The UCI Mountain bike World Cup
Cross-country
The XCO and XCC cross-country World Cup season kicked off in April with two rounds in Brazil. With the very limited Olympic qualifying slots being battled for right up until late May, the going was always going to be full on from the start. For many riders, their Olympic selection hopes rested on those opening two rounds, and, thus, the racing was closely fought and tense.
While many familiar names made their marks and earned the necessary Olympic qualification points here, the biggest hit was that Nino Shurter was not featuring in his familiar lead role, leaving many to question whether the XC racing GOAT was out to pasture in what we believed would be his final year of racing. Thankfully, his slow start to the year was down to illness, and he duly returned to the podium a few weeks later in Nove’ Mesto, where Tom Pidcock and PFP took XCO glory, clearly stating their Olympic bids were on track.
Nino did follow up with a win in few weeks late in Val di Sole, although his once season-long dominance was now becoming less frequent (as he told us a few weeks ago). Although Koretzky had an amazing season, the breakout riders, or rather the male riders who came of age in this year’s men’s Elite racing were South African Alan Hatherly, who won the series outright and two individual rounds and his Cannondale teammate Charlie Aldridge of the UK, who has marked himself as a rider destined for greatness in the near future.
The Elite women’s was a varied and open battle all through, with Swiss rider Alessandra Keller taking the overall series title from Savilia Blunk of the US and Candice Lill of South Africa, both of whom have made great progress this year.
Downhill
The seven-round UCI Downhill World Cup kicked off in early May in Fort William, and the result board had a very familiar and ominous look to it, with Frenchman Loic Bruni and Valentina Holl of Austria tasting first blood, and both going on to take the overall series titles.
The French duo of Bruni and Amaury Pierron scored the lion’s share of the spoils between them throughout in the men’s category, while Holl was dominant in women’s series.
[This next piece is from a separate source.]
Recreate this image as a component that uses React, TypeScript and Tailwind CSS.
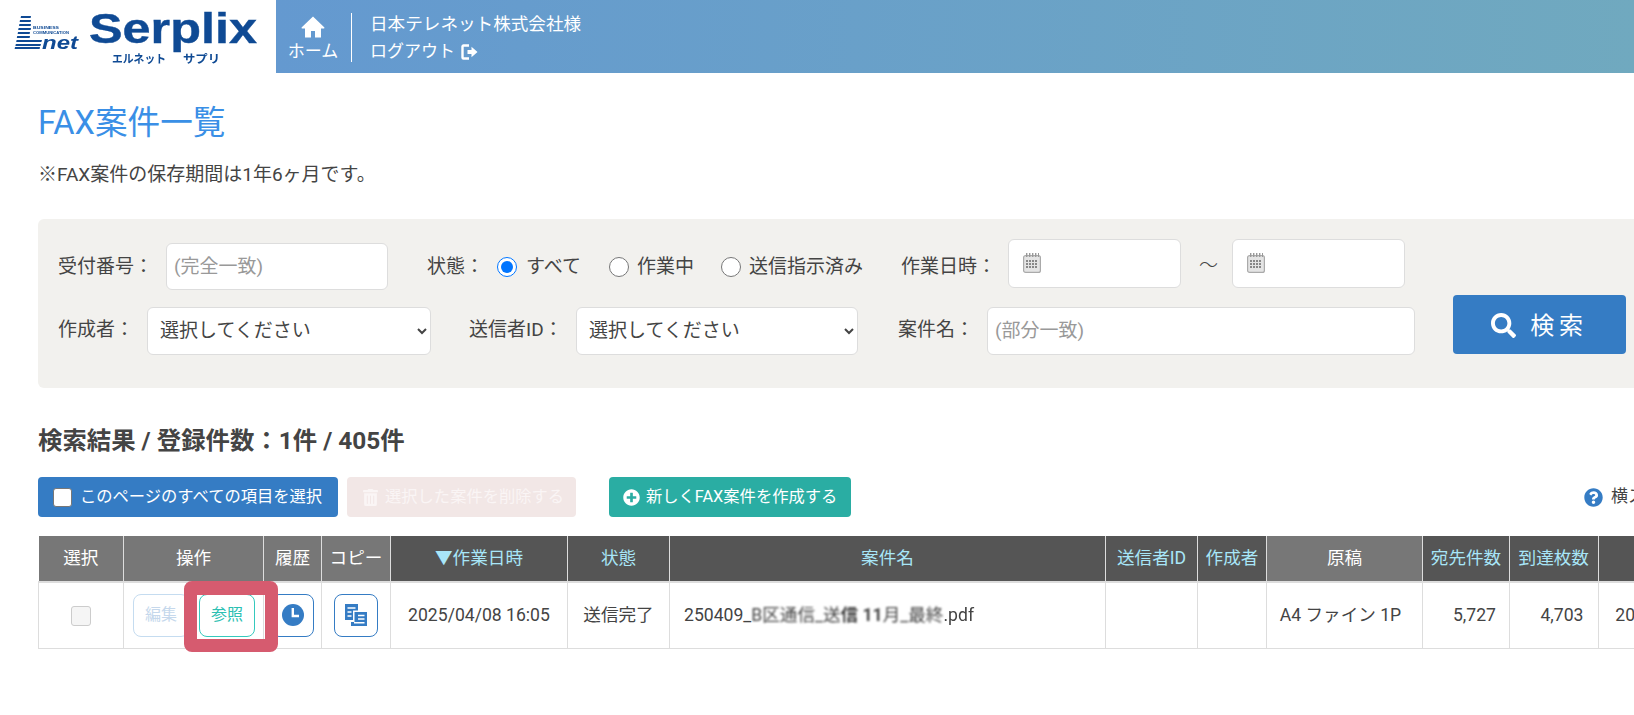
import React from "react";
import { FaSearch, FaTrashAlt, FaPlusCircle, FaQuestionCircle } from "react-icons/fa";

const Logo = () => (
  <svg width="276" height="73" viewBox="0 0 276 73" className="shrink-0 blur-[0.3px]">
    <g fill="#0f4a94">
      <polygon points="21,16 31,16 30.6,18 20.6,18" />
      <polygon points="20,20 31,20 30.6,22 19.6,22" />
      <polygon points="19.4,24 31,24 30.6,26 19,26" />
      <polygon points="18.6,28 31,28 30.6,30 18.2,30" />
      <polygon points="18,32 30,32 29.6,34 17.6,34" />
      <polygon points="17.2,36 30,36 29.6,38 16.8,38" />
      <polygon points="16.6,40 42,40 41.4,42 16.2,42" />
      <polygon points="15.8,44 41,44 40.4,46 15.4,46" />
      <polygon points="15,47 40,47 39.6,49 14.6,49" />
      <text x="33" y="29" fontSize="4" fontWeight="700" fontFamily="Liberation Sans" textLength="26" lengthAdjust="spacingAndGlyphs">BUSINESS</text>
      <text x="33" y="34" fontSize="4" fontWeight="700" fontFamily="Liberation Sans" textLength="36" lengthAdjust="spacingAndGlyphs">COMMUNICATION</text>
      <text x="42" y="49" fontSize="19" fontWeight="700" fontStyle="italic" fontFamily="Liberation Sans" textLength="36" lengthAdjust="spacingAndGlyphs">net</text>
      <text x="89" y="43" fontSize="42" fontWeight="700" fontFamily="Liberation Sans" stroke="#0f4a94" strokeWidth="0.4" textLength="168" lengthAdjust="spacingAndGlyphs">Serplix</text>
      <text x="112" y="63" fontSize="11.5" fontWeight="700" fontFamily="Noto Sans CJK JP" textLength="54" lengthAdjust="spacingAndGlyphs">エルネット</text>
      <text x="183" y="63" fontSize="11.5" fontWeight="700" fontFamily="Noto Sans CJK JP" textLength="37" lengthAdjust="spacingAndGlyphs">サプリ</text>
    </g>
  </svg>
);

const HomeIcon = () => (
  <svg width="24" height="22" viewBox="0 0 24 22" className="mt-[16px]" fill="#fff">
    <path d="M12 .5.8 11.2c-.6.6-.2 1.3.6 1.3H4V21.5h6v-6.5h4v6.5h6V12.5h2.6c.8 0 1.2-.7.6-1.3z" />
  </svg>
);

const LogoutIcon = () => (
  <svg width="17" height="16" viewBox="0 0 17 16" fill="none">
    <path d="M8 1.5H2.5a1 1 0 0 0-1 1v11a1 1 0 0 0 1 1H8" stroke="#fff" strokeWidth="2.4" />
    <path d="M6.5 6h4V2.8L16.5 8l-6 5.2V10h-4z" fill="#fff" />
  </svg>
);

const CalendarIcon = () => (
  <svg width="18" height="20" viewBox="0 0 18 20" className="absolute left-[14px] top-[13px]">
    <rect x="0.6" y="2.6" width="16.8" height="16.8" rx="2" fill="#e4e4e4" stroke="#aaa" strokeWidth="1.2" />
    <g fill="#999">
      <rect x="3" y="0" width="1.4" height="4" />
      <rect x="6" y="0" width="1.4" height="4" />
      <rect x="9" y="0" width="1.4" height="4" />
      <rect x="12" y="0" width="1.4" height="4" />
      <rect x="15" y="0" width="1" height="4" />
    </g>
    <g fill="#888">
      {[7, 10, 13].map((y) =>
        [3, 6, 9, 12].map((x) => <rect key={`${x}-${y}`} x={x} y={y} width="2" height="2" />)
      )}
    </g>
  </svg>
);

const ClockIcon = () => (
  <svg width="22" height="22" viewBox="0 0 22 22">
    <circle cx="11" cy="11" r="11" fill="#357cc4" />
    <path d="M10.8 4V12H17" stroke="#fff" strokeWidth="2.4" fill="none" />
  </svg>
);

const CopyIcon = () => (
  <svg width="22" height="22" viewBox="0 0 22 22">
    <path d="M0 0H13V6.5H8V16H0Z" fill="#357cc4" />
    <path d="M2.5 4H10.5M2.5 8H6.5M2.5 12H6.5" stroke="#fff" strokeWidth="1.4" />
    <path d="M9.5 8H22V22H6V18H9.5Z" fill="#357cc4" />
    <path d="M13 11.5H19.5M13 15H19.5M9 18.8H19.5" stroke="#fff" strokeWidth="1.4" />
  </svg>
);

const thDark = "border-l border-[#ddd] bg-[#555555] px-0 text-center font-normal text-[#a8e6f8]";
const thGray = "border-l border-[#ddd] bg-[#777777] px-0 text-center font-normal text-white";
const td = "border-l border-[#ddd] p-0 text-center";

export default function App() {
  return (
    <div
      className="h-[715px] w-[1634px] overflow-hidden bg-white text-[17.6px] text-[#444444]"
      style={{ fontFamily: 'Roboto, "Noto Sans CJK JP", sans-serif' }}
    >
      <header className="flex h-[73px] w-full">
        <Logo />
        <div className="flex flex-1 bg-linear-to-r from-[#6499d0] to-[#70a9bf] text-white">
          <a className="ml-[12px] flex w-[50px] flex-col items-center">
            <HomeIcon />
            <span className="mt-[1px] whitespace-nowrap text-[17px] leading-[24px]">ホーム</span>
          </a>
          <div className="ml-[13px] mt-[13px] h-[49px] w-px bg-white" />
          <div className="ml-[18px] flex flex-col">
            <span className="mt-[11px] text-[17.6px] leading-[27px]">日本テレネット株式会社様</span>
            <span className="flex items-center gap-[6px] text-[17px] leading-[27px]">
              ログアウト <LogoutIcon />
            </span>
          </div>
        </div>
      </header>

      <main className="pl-[38px]">
        <h1 className="pt-[27px] text-[32.6px] leading-[46px] text-[#3a8fe6]">FAX案件一覧</h1>
        <p className="mt-[16px] text-[19px] leading-[26px]">※FAX案件の保存期間は1年6ヶ月です。</p>

        <section className="mt-[31px] h-[169px] w-[1640px] rounded-md bg-[#f2f1ee] pl-[20px] pt-[20px] text-[19px]">
          <div className="flex h-[51px] items-start whitespace-nowrap">
            <span className="mt-[15px] w-[108px] leading-[26px]">受付番号：</span>
            <input
              readOnly
              placeholder="(完全一致)"
              className="mt-[4px] h-[47px] w-[222px] rounded-md border border-[#dddddd] bg-white pl-[7px] text-[19px] placeholder:text-[#999999]"
            />
            <span className="ml-[39px] mt-[15px] w-[70px] leading-[26px]">状態：</span>
            <input type="radio" name="st" defaultChecked className="mt-[18px] h-[20px] w-[20px]" />
            <span className="ml-[9px] mt-[15px] w-[83px] leading-[26px]">すべて</span>
            <input type="radio" name="st" className="mt-[18px] h-[20px] w-[20px]" />
            <span className="ml-[8px] mt-[15px] w-[84px] leading-[26px]">作業中</span>
            <input type="radio" name="st" className="mt-[18px] h-[20px] w-[20px]" />
            <span className="ml-[8px] mt-[15px] w-[152px] leading-[26px]">送信指示済み</span>
            <span className="mt-[15px] w-[107px] leading-[26px]">作業日時：</span>
            <div className="relative h-[49px] w-[173px] rounded-md border border-[#dddddd] bg-white">
              <CalendarIcon />
            </div>
            <span className="ml-[18px] mt-[14px] w-[33px] font-light leading-[26px]">～</span>
            <div className="relative h-[49px] w-[173px] rounded-md border border-[#dddddd] bg-white">
              <CalendarIcon />
            </div>
          </div>

          <div className="mt-[17px] flex h-[47px] items-center whitespace-nowrap">
            <span className="w-[89px]">作成者：</span>
            <select className="h-[48px] w-[284px] rounded-md border border-[#dddddd] bg-white pl-[8px] text-[19px] text-[#444444]">
              <option>選択してください</option>
            </select>
            <span className="ml-[38px] w-[107px]">送信者ID：</span>
            <select className="h-[48px] w-[282px] rounded-md border border-[#dddddd] bg-white pl-[8px] text-[19px] text-[#444444]">
              <option>選択してください</option>
            </select>
            <span className="ml-[40px] w-[89px]">案件名：</span>
            <input
              readOnly
              placeholder="(部分一致)"
              className="h-[48px] w-[427.5px] rounded-md border border-[#dddddd] bg-white pl-[7px] text-[19px] placeholder:text-[#999999]"
            />
            <button className="ml-[38.5px] flex h-[59px] w-[173px] shrink-0 items-center justify-center self-end rounded-[4px] bg-[#357cc4] pt-[2px] text-[24px] tracking-[0.2em] text-white">
              <FaSearch className="mr-[14px] text-[25px]" />
              検索
            </button>
          </div>
        </section>

        <h2 className="mt-[38px] text-[24.4px] font-bold leading-[30px] text-[#444444]">
          検索結果 / 登録件数：1件 / 405件
        </h2>

        <div className="mt-[21px] flex h-[40px] items-stretch whitespace-nowrap text-[16.3px] text-white">
          <button className="flex w-[300px] shrink-0 items-center rounded-[4px] bg-[#357cc4] pl-[15px]">
            <span className="h-[19px] w-[19px] shrink-0 rounded-[3px] border border-[#777777] bg-white" />
            <span className="ml-[8px]">このページのすべての項目を選択</span>
          </button>
          <button className="ml-[9px] flex w-[229px] shrink-0 items-center rounded-[4px] bg-[#f2e7e6] pl-[15px] text-[#faf5f5]">
            <FaTrashAlt className="text-[17px]" />
            <span className="ml-[6px]">選択した案件を削除する</span>
          </button>
          <button className="ml-[33px] flex w-[242px] shrink-0 items-center rounded-[4px] bg-[#2aada3] pl-[14px]">
            <FaPlusCircle className="text-[17px]" />
            <span className="ml-[6px]">新しくFAX案件を作成する</span>
          </button>
          <span className="ml-[733px] flex shrink-0 items-center text-[17px] text-[#444444]">
            <FaQuestionCircle className="text-[19px] text-[#357cc4]" />
            <span className="ml-[8px]">横スクロールできます</span>
          </span>
        </div>

        <table className="mt-[19px] w-[1735.5px] table-fixed border-collapse whitespace-nowrap">
          <colgroup>
            <col className="w-[85px]" />
            <col className="w-[140px]" />
            <col className="w-[58px]" />
            <col className="w-[69px]" />
            <col className="w-[177px]" />
            <col className="w-[102px]" />
            <col className="w-[436px]" />
            <col className="w-[92px]" />
            <col className="w-[69px]" />
            <col className="w-[156px]" />
            <col className="w-[87px]" />
            <col className="w-[88.5px]" />
            <col className="w-[176px]" />
          </colgroup>
          <thead>
            <tr className="h-[46px] border-b-2 border-[#dddddd]">
              <th className={thGray + " border-l-0"}>選択</th>
              <th className={thGray}>操作</th>
              <th className={thGray}>履歴</th>
              <th className={thGray}>コピー</th>
              <th className={thDark}>▼作業日時</th>
              <th className={thDark}>状態</th>
              <th className={thDark}>案件名</th>
              <th className={thDark}>送信者ID</th>
              <th className={thDark}>作成者</th>
              <th className={thGray}>原稿</th>
              <th className={thDark}>宛先件数</th>
              <th className={thDark}>到達枚数</th>
              <th className={thDark}></th>
            </tr>
          </thead>
          <tbody>
            <tr className="h-[66px] border-b border-l border-[#dddddd]">
              <td className="p-0 text-center">
                <span className="inline-block h-[20px] w-[20px] rounded-[3px] border border-[#cccccc] bg-[#f5f5f5] align-middle" />
              </td>
              <td className={td + " relative"}>
                <div className="flex items-center justify-center gap-[10px] pl-[1px]">
                  <span className="flex h-[43px] w-[56px] items-center justify-center rounded-lg border border-[#c5dcf0] text-[16px] text-[#c5d8ec]">
                    編集
                  </span>
                  <span className="flex h-[43px] w-[56px] items-center justify-center rounded-lg border border-[#35c9bd] text-[16px] text-[#2cc0b2]">
                    参照
                  </span>
                </div>
                <div className="absolute left-[59.5px] top-[-2px] z-10 h-[71px] w-[94.5px] rounded-lg border-x-[13px] border-b-[13px] border-t-[14px] border-[#d65b6f]" />
              </td>
              <td className={td}>
                <span className="mx-auto flex h-[43px] w-[43px] items-center justify-center rounded-lg border border-[#357cc4]">
                  <ClockIcon />
                </span>
              </td>
              <td className={td}>
                <span className="mx-auto flex h-[43px] w-[44px] items-center justify-center rounded-lg border border-[#357cc4]">
                  <CopyIcon />
                </span>
              </td>
              <td className={td}>2025/04/08 16:05</td>
              <td className={td}>送信完了</td>
              <td className={td + " pl-[14px] text-left"}>
                250409_
                <span className="blur-[0.8px]">B区通信_送</span>
                <span className="font-bold blur-[1px]">信 11</span>
                <span className="blur-[0.8px]">月_最終</span>
                <span className="blur-[0.4px]">.pdf</span>
              </td>
              <td className={td}></td>
              <td className={td}></td>
              <td className={td + " pr-[8px]"}>A4 ファイン 1P</td>
              <td className={td + " pr-[13px] text-right"}>5,727</td>
              <td className={td + " pr-[14px] text-right"}>4,703</td>
              <td className={td}>2025/04/08 16:05</td>
            </tr>
          </tbody>
        </table>
      </main>
    </div>
  );
}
That said, certainly didn’t have it all her own way – with the old French guard making their mark in numbers, and with Britain’s Tahnee Seagrave also marking a hard-fought and emotional return to the top step of the podium in winning at Val di Sole.
World Championships
Held high up in the Pyrenees of Andorra, this year’s World Championships were very much seen as a race of retribution for those who missed out on glory and selection at the Olympics. It was also a case of taking the racing back to the mountains, as opposed to the suburbs of Paris, as well as bringing downhill racing back to the fore again.
Cross-country
Although both Pidcock and PFP turned out for the battle in Andorra, neither were able to match those to who they’d given the slip in Paris a few weeks earlier. Here, the underdogs did indeed get their day – although, naturally, none of these racers could be considered as such.
After a mixed bunch in terms of weather conditions in the week leading to the Elite XCO showdowns, racing got underway on the well-proven trails of the landlocked principality. In the Elite Women’s race, the flying Dutch racer Puck Pieterse made short work in upturning her Olympic disappointment to take a dominant victory, and to think - she still qualifies as U23.
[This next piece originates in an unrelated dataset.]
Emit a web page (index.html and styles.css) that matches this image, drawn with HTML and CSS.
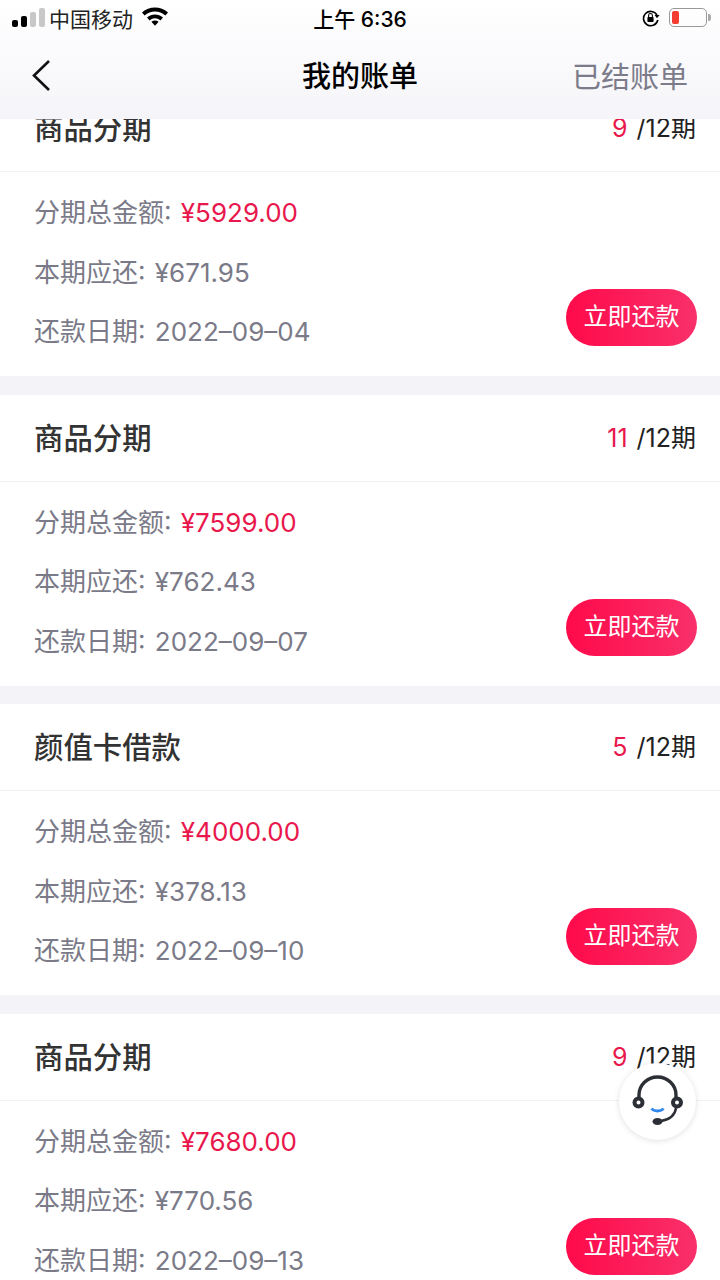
FILE: index.html
```html
<!DOCTYPE html>
<html lang="zh-CN">
<head>
    <meta charset="UTF-8">
    <meta name="viewport" content="width=device-width, initial-scale=1.0">
    <title>我的账单</title>
    <link rel="stylesheet" href="styles.css">
</head>
<body>
<div class="screen">

    <div class="topbar">
        <div class="status">
            <div class="status-left">
                <span class="signal"><i class="on s1"></i><i class="on s2"></i><i class="s3"></i><i class="s4"></i></span>
                <span class="carrier">中国移动</span>
                <svg class="wifi" width="28" height="20" viewBox="0 0 28 20">
                    <path d="M1 6.4C8.2-.2 19.8-.2 27 6.4L24.4 9.4C18.4 4.2 9.6 4.2 3.6 9.4Z" fill="#000"/>
                    <path d="M6 11.6C10.6 7.6 17.4 7.6 22 11.6L19.4 14.4C16 11.6 12 11.6 8.6 14.4Z" fill="#000"/>
                    <path d="M10.4 15.8C12.6 14.2 15.4 14.2 17.6 15.8L14 19.8Z" fill="#000"/>
                </svg>
            </div>
            <div class="clock">上午 6:36</div>
            <div class="status-right">
                <svg class="lock" width="18" height="18" viewBox="0 0 18 18">
                    <path d="M15 6A7.2 7.2 0 1 0 15.8 11" fill="none" stroke="#000" stroke-width="1.6"/>
                    <path d="M12.6 6L17.6 6L15 9.2Z" fill="#000"/>
                    <rect x="5.4" y="8" width="6.2" height="5" rx="0.8" fill="#000"/>
                    <path d="M6.6 8V6.4a1.9 1.9 0 0 1 3.8 0V8" fill="none" stroke="#000" stroke-width="1.1"/>
                </svg>
                <span class="battery"><span class="level"></span></span>
                <span class="battery-tip"></span>
            </div>
        </div>
        <div class="nav">
            <svg class="back" width="20" height="32" viewBox="0 0 20 32">
                <path d="M18 2L3 16.5L18 31" fill="none" stroke="#111" stroke-width="2.6"/>
            </svg>
            <div class="nav-title">我的账单</div>
            <div class="nav-link">已结账单</div>
        </div>
    </div>

    <div class="list">
        <div class="card">
            <div class="card-head">
                <div class="card-title">商品分期</div>
                <div class="term"><span class="term-now">9</span>/12期</div>
            </div>
            <div class="card-body">
                <div class="line">分期总金额: <span class="amount">¥5929.00</span></div>
                <div class="line">本期应还: ¥671.95</div>
                <div class="line">还款日期: 2022–09–04</div>
                <div class="pay-btn">立即还款</div>
            </div>
        </div>
        <div class="card">
            <div class="card-head">
                <div class="card-title">商品分期</div>
                <div class="term"><span class="term-now">11</span>/12期</div>
            </div>
            <div class="card-body">
                <div class="line">分期总金额: <span class="amount">¥7599.00</span></div>
                <div class="line">本期应还: ¥762.43</div>
                <div class="line">还款日期: 2022–09–07</div>
                <div class="pay-btn">立即还款</div>
            </div>
        </div>
        <div class="card">
            <div class="card-head">
                <div class="card-title">颜值卡借款</div>
                <div class="term"><span class="term-now">5</span>/12期</div>
            </div>
            <div class="card-body">
                <div class="line">分期总金额: <span class="amount">¥4000.00</span></div>
                <div class="line">本期应还: ¥378.13</div>
                <div class="line">还款日期: 2022–09–10</div>
                <div class="pay-btn">立即还款</div>
            </div>
        </div>
        <div class="card">
            <div class="card-head">
                <div class="card-title">商品分期</div>
                <div class="term"><span class="term-now">9</span>/12期</div>
            </div>
            <div class="card-body">
                <div class="line">分期总金额: <span class="amount">¥7680.00</span></div>
                <div class="line">本期应还: ¥770.56</div>
                <div class="line">还款日期: 2022–09–13</div>
                <div class="pay-btn">立即还款</div>
            </div>
        </div>
    </div>

    <div class="service">
        <svg width="54" height="54" viewBox="0 0 54 54">
            <path d="M8 24V20a18.5 18 0 0 1 37 0V24" fill="none" stroke="#2d2f36" stroke-width="3.4"/>
            <circle cx="7.5" cy="27.5" r="4" fill="#fff" stroke="#2d2f36" stroke-width="4"/>
            <circle cx="46" cy="27.5" r="4" fill="#fff" stroke="#2d2f36" stroke-width="4"/>
            <path d="M45 33C44 40 39 44.5 30 46" fill="none" stroke="#2d2f36" stroke-width="2.4"/>
            <ellipse cx="26.5" cy="46.5" rx="5" ry="3.5" fill="#2d2f36"/>
            <path d="M20.5 33.5C23 36.8 30 36.8 32.5 33.5" fill="none" stroke="#2f86ee" stroke-width="2.8"/>
        </svg>
    </div>

</div>
</body>
</html>
```

FILE: styles.css
```css
* {
    box-sizing: border-box;
}
html, body {
    margin: 0;
    padding: 0;
}
body {
    font-family: Inter, "Noto Sans CJK SC", sans-serif;
    background-color: #f4f4f8;
}
.screen {
    position: relative;
    width: 720px;
    height: 1280px;
    overflow: hidden;
    background-color: #f4f4f8;
}

/* top bar sits over the scrolled list */
.topbar {
    position: absolute;
    top: 0;
    left: 0;
    width: 720px;
    height: 119px;
    z-index: 2;
    background: linear-gradient(#ffffff, #fbfbfd 40%, #f5f5f9);
}
.status {
    height: 37px;
    padding-bottom: 2px;
    display: grid;
    grid-template-columns: 1fr auto 1fr;
    align-items: center;
    color: #000;
}
.status-left {
    display: flex;
    align-items: center;
    padding-left: 12px;
}
.signal {
    display: flex;
    align-items: flex-end;
    gap: 3px;
    height: 19px;
}
.signal i {
    display: block;
    width: 6px;
    border-radius: 2px;
    background-color: #c8c8c8;
}
.signal .on {
    background-color: #000;
}
.s1 { height: 7px; }
.s2 { height: 11px; }
.s3 { height: 15px; }
.s4 { height: 19px; }
.carrier {
    font-size: 21px;
    margin-left: 4px;
    color: #222;
}
.wifi {
    margin-left: 8px;
    margin-top: -3px;
}
.clock {
    font-size: 21px;
    font-weight: 500;
}
.status-right {
    display: flex;
    align-items: center;
    justify-content: flex-end;
    padding-right: 9px;
}
.lock {
    margin-right: 9px;
}
.battery {
    display: block;
    width: 38px;
    height: 19px;
    border: 1.5px solid #999;
    border-radius: 5px;
    padding: 2px;
}
.level {
    display: block;
    width: 7px;
    height: 100%;
    background-color: #f63b30;
    border-radius: 2px;
}
.battery-tip {
    display: block;
    width: 3px;
    height: 7px;
    margin-left: 1px;
    background-color: #aaa;
    border-radius: 0 2px 2px 0;
}

.nav {
    position: relative;
    height: 82px;
    display: flex;
    align-items: center;
    justify-content: space-between;
    padding: 0 32px 7px 31px;
}
.nav-title {
    position: absolute;
    left: 0;
    right: 0;
    top: 20px;
    line-height: 40px;
    text-align: center;
    font-size: 29px;
    font-weight: 500;
    color: #000;
}
.nav-link {
    font-size: 29px;
    color: #7b7b8a;
}

/* first card is scrolled partly under the top bar */
.list {
    padding-top: 85px;
    display: flex;
    flex-direction: column;
    gap: 18.5px;
}
.card {
    background-color: #fff;
    height: 291px;
    flex: none;
}
.card-head {
    height: 87px;
    padding: 0 24px 4px 34px;
    display: flex;
    align-items: center;
    justify-content: space-between;
    border-bottom: 1px solid #f3f3f6;
}
.card-title {
    font-size: 29.4px;
    font-weight: 500;
    color: #333;
}
.term {
    font-size: 25px;
    color: #222;
}
.term-now {
    color: #e8174c;
    margin-right: 9px;
}
.card-body {
    position: relative;
    padding: 11px 34px 0;
}
.line {
    height: 59.5px;
    line-height: 59.5px;
    font-size: 26px;
    word-spacing: 2px;
    color: #7a7a88;
}
.amount {
    color: #e8174c;
}
.pay-btn {
    position: absolute;
    right: 23px;
    top: 117px;
    width: 131px;
    height: 57px;
    line-height: 56px;
    text-align: center;
    border-radius: 29px;
    font-size: 24px;
    color: #fff;
    background: linear-gradient(90deg, #ff0a4a, #f9306a);
}

.service {
    position: absolute;
    left: 619px;
    top: 1063px;
    width: 77px;
    height: 77px;
    border-radius: 50%;
    background-color: #fff;
    box-shadow: 0 1px 6px rgba(0, 0, 0, 0.12);
    display: flex;
    align-items: center;
    justify-content: center;
    z-index: 1;
}
```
Perhaps a bigger surprise to some was the victory of Alan Hatherly in the Elite men’s race, the first-ever XCO world title by any African racer. His win rounded off a near-perfect season, which surely helped seal his immediate future of mixing MTB racing with WorldTour road racing next year.
While many had hopes that Nino Schurter would end his career with a rainbow fairy-tale, it wasn’t to be. The flip side was that he later decided to continue chasing rainbows and racing in 2025, news most were happy to hear.
For the Brits, the highlight of the championship will doubtless be the fine victory of Evie Richards in XCC short track, just ahead of PFP. Meanwhile, Britain’s Charlie also took a well-deserved silver medal in the men’s XCC, just behind Koretzky, which made for a great British CX medal haul when Pidcock’s XCO bronze is added to the pot.
Downhill
Andorra has long been home to epic downhill courses and racing, as well as to a few of the greatest racers around - including Greg Minnaar of South Africa, one of the greatest and longest-serving downhill races of all time - who was riding in his last season as World Cup racer.
Although many eyes were on Minnaar, sadly things didn’t quite play out to his usual level of perfection on the day, and Frenchman Loris Vergier scored a long-awaited and slightly surprising victory.
Valentina Holl well and truly demonstrated that she is the best female downhill racer out there right now by adding another rainbow to her growing collection, while comparative veterans Myriam Nicole of France and Britain’s Tahnee Seagrave took silver and bronze.
All in it’s been a great season of XC and DH racing, and with a number of format changes, tweaks, and a whole bunch of young hopefuls already scrapping at the heels of current greats, next year should be something of a fresh and exciting one.